- Ojibway Nation of Saugeen (Savant Lake) Indian Reserve
- Ojibway Nation of Saugeen
- Coordinates: 50°27′N 90°42′W﻿ / ﻿50.450°N 90.700°W
- Country: Canada
- Province: Ontario
- District: Thunder Bay
- First Nation: Ojibways of Saugeen

Area
- • Land: 57.06 km^{2} (22.03 sq mi)

Population (2021)
- • Total: 88
- • Density: 1.5/km^{2} (3.9/sq mi)

= Ojibway Nation of Saugeen =

The Ojibway Nation of Saugeen is an Ojibwa First Nation in the Canadian province of Ontario. The Nation is located in the Thunder Bay District, approximately 20 kilometres northwest of Savant Lake.
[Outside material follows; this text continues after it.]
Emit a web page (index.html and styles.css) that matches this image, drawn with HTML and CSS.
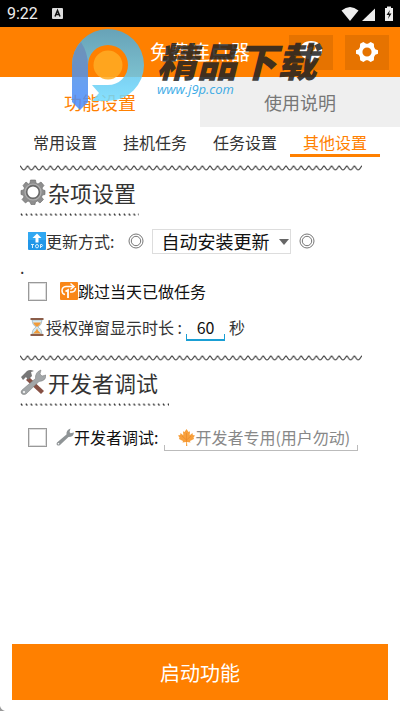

In December, 2007, its total registered population was 206, of which the on-reserve population was 72. The community maintains strong ties with Mishkeegogamang First Nation

The Ojibway Nation of Saugeen's landbase consists of a 5,986 ha Ojibway Nation of Saugeen Indian Reserve.

==Governance==
Saugeen is governed by Chief John Machimity and three councillors: Kenneth Rogers, Harley Machimity and Melony Necan. Though not a signatory to Treaty 3, Saugeen is a member of the Grand Council of Treaty 3. At one time Saugeen was member of the Windigo First Nations Council and the Nishnawbe Aski Nation, but withdrew from their memberships in 1995. Ever since, the council has been a politically independent First Nation.